Extremely long compile times

HI all, does anyone have very long assembly time? My project is about 1.2 mb, the dlls compile in visual studio in a matter of seconds but then my device specific generation will take about 15 minutes. When I’m making small changes, this can be very tedious. When looking at task manager, it appears to be pegging 1 thread so I may be limited in that regard, but i have 12 so I’d like to see if there’s a way to utilize more of my cores or something, or see if there’s a way to only generate new assemblies for the parts I’m changing, etc. I just need to lower the amount of time I’m spending sitting at my desk twiddling my thumbs waiting for it to finish.

That’s surprising. I have a project that uses virtually every GHI TinyCLR assembly, plus a ton of my own code (full metric ton) and results in a 3.8 mb PE file and it takes perhaps 60 seconds at worst not including flashing 800 sectors (which includes 5mb of resources).

There are a lot of fileops involved. Are you on an SSD or spinning drive? In my case, SSD.


NVMe SSD, so I guarantee that isn’t the bottleneck here. I think the codebase is between 60-75000 lines of code, which isn’t huge, but I’ve starting implementing a lot of my own custom events and threading into it after our other engineer left that did almost none of that and I’ve noticed that my compile times have increased drastically. It still took about 5 minutes for his code base when i first inherited it, but now it’s ballooning pretty fast. I’m wondering if there’s a setting I’m missing.

Well, that is a pretty big project, but even if I extrapolate from some of my projects, it is worse than linearly worse based on lines of code. Got enough memory? (>32Gb?) Is all that code factored across assemblies? I can’t claim to know whether that will help or hurt, but if it’s all in one assembly, it might be something to try because I’m certain that the working set cost and fileio cost is much worse for large single assemblies, not to mention what you lose from not being able to do incremental compiles for small changes.

In .netMF there was something, somewhere that precluded 64K was the upper limit for assemblies.
However, after running into such a road-block, as I assume you are seeing, is the number of methods() or function()s within an assembly is the limiting factor.

Fix was to add >> build a new assembly, with such methods() that will not create cross-references.
Yes a bitch…but such works.?

Really, in the end, one discovers a deeper meaning of the code ones written…weird ehhh.!

@mcalsyn -

Am still on .netMF, but am moving to tinyCLR OS, new board, new SOM, etc.
The only reason we have yet to jump is mainly time, i.e. pipe-line cannot be empty.

Is there absolutely anything…anything, using adage of ‘full metric ton’ as to code, why one should re-consider.?

The G120 provides all services…really required, however there is always stuff on the wish-list.

Given circumstances, would or would you not switch?..I value your opinion.!

No, it’s broken into 17 assemblies. my PC isn’t like a rendering machine, but it isn’t a slouch either (i7-8850h, 16GB of ram) and should easily handle this job.

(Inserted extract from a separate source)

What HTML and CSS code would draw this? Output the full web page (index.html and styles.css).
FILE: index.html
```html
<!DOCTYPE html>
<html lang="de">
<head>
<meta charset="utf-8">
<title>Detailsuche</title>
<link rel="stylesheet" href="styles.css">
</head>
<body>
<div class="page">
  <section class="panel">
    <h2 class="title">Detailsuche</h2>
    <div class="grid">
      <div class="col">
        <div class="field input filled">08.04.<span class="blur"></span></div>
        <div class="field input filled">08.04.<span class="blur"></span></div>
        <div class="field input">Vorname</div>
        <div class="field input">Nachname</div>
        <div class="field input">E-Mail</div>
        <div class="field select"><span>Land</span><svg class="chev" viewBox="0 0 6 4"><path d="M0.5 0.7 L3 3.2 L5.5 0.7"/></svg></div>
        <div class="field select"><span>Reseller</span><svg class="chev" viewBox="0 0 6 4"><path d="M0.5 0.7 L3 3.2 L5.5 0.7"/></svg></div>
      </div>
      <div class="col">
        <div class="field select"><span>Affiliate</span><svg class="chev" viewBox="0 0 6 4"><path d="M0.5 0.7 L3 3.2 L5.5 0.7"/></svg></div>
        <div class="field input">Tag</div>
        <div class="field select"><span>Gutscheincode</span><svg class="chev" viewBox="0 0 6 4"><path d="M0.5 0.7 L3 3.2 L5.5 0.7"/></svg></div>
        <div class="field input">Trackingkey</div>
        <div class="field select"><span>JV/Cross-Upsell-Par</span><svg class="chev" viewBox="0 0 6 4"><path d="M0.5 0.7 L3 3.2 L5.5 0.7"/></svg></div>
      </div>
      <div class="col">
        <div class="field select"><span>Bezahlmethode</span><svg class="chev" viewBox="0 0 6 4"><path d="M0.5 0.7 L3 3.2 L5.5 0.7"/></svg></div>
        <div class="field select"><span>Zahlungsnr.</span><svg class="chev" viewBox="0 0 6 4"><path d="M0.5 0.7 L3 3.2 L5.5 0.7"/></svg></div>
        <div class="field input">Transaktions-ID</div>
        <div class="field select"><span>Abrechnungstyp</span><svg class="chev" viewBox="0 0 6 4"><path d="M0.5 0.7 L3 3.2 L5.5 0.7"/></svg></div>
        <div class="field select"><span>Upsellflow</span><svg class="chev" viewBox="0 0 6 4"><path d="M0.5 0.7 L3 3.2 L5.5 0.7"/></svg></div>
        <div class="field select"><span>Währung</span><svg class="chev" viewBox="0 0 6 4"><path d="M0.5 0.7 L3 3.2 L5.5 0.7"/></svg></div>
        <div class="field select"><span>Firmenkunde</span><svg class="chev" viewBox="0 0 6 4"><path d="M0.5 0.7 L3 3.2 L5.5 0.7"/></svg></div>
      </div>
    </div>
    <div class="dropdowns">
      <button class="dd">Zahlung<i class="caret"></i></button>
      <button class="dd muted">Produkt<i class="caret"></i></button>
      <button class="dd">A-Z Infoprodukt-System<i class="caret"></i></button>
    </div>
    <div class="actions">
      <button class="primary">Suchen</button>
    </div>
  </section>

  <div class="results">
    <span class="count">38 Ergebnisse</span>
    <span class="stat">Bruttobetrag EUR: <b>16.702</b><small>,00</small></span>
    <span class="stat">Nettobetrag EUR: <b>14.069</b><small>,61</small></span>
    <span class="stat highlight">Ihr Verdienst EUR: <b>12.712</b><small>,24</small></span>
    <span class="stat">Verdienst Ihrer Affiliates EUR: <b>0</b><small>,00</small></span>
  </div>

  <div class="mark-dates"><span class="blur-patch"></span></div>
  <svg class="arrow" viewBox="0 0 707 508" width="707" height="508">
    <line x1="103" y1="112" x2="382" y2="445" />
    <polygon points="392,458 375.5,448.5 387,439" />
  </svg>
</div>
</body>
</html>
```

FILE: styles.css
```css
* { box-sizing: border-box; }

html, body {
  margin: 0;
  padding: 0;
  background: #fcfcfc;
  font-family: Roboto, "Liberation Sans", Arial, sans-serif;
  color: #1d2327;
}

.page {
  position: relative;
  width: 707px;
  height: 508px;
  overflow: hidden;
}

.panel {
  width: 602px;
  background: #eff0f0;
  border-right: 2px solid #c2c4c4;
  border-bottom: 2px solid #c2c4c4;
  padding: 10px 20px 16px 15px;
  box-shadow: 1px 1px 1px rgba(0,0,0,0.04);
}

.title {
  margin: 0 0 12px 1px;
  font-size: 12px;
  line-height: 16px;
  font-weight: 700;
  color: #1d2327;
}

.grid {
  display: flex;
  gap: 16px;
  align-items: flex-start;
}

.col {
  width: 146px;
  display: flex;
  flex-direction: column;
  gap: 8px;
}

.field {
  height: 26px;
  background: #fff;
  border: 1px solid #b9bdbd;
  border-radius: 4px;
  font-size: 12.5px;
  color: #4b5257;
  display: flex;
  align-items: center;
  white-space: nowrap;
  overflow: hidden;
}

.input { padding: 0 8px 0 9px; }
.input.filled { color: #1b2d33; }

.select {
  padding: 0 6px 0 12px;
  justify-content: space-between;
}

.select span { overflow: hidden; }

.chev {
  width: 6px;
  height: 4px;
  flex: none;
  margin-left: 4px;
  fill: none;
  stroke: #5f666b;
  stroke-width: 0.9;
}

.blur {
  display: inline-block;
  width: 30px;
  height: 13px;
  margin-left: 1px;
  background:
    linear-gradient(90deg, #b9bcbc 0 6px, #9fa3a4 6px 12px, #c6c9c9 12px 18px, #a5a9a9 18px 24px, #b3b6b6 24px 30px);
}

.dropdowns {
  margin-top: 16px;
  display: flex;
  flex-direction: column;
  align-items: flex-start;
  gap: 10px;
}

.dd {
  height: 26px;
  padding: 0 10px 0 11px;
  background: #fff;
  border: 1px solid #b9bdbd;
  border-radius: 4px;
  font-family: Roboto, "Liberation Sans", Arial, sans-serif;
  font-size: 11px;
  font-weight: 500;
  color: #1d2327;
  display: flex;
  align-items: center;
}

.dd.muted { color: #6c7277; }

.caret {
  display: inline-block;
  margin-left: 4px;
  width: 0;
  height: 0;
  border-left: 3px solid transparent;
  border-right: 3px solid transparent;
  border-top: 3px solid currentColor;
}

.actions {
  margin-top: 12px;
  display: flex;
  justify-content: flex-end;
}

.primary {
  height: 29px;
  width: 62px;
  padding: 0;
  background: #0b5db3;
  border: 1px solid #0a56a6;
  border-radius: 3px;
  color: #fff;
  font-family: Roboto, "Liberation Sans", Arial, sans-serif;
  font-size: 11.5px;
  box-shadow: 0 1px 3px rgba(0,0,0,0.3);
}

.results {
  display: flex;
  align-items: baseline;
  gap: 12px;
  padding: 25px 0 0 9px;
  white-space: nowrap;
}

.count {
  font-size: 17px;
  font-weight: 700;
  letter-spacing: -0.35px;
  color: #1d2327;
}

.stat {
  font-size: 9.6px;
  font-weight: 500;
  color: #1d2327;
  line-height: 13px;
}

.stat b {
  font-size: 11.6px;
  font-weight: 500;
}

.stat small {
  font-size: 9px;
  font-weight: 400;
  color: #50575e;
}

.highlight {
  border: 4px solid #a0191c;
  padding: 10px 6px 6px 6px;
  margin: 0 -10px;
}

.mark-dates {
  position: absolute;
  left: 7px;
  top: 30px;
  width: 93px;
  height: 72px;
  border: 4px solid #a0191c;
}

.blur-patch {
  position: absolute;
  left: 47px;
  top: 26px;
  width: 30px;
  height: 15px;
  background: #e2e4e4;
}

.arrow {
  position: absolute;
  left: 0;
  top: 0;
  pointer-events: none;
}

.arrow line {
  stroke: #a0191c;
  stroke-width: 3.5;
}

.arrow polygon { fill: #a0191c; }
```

When i took my work home and did some development on my gaming PC, i noticed by build times were only 2-3 minutes so it may just be a brute force issue.

Do you know if there’s a way I can turn on messages or something to determine which assembly is taking so long? it just says “generating assemblies” and changing things in my configuration manager doesn’t affect this step at all.

The fact that the build time is so much faster at home definitely indicates something environmental, and not something in the layout of your code. I think I would spend more time looking at environmental issues like available (not total) memory and CPU on the two machines and the footprint (working set, io counts, and percentage of total machine load). The fact that two machines are behaving differently kind of takes the code itself off the table.

There is a metasomething.exe tool that does that phase. I think that in order to debug that we’d have to take a look at the source code for that tool in the netmf SDK and see if there are debug switches you can turn on (or hack in).

I mean i’m still bothered by the fact that yours take a minute at worst and my best case scenario is still significantly longer (Are you willing to share the specs of your dev machine?) . I’ll have to check it again as well, I haven’t worked from home since the early stages of me taking over the project and I’ve added a lot since then. I’ll update the repo at home and run a test compile to see what happens.

Even when pegged, my PC seems to be chugging along at full power, it’s not thermally throttling or anything, there’s 4 GB of free memory that isn’t being touched - and my SSD looks like this:

The resources are there, it just doesn’t seem to be taking advantage of them at all.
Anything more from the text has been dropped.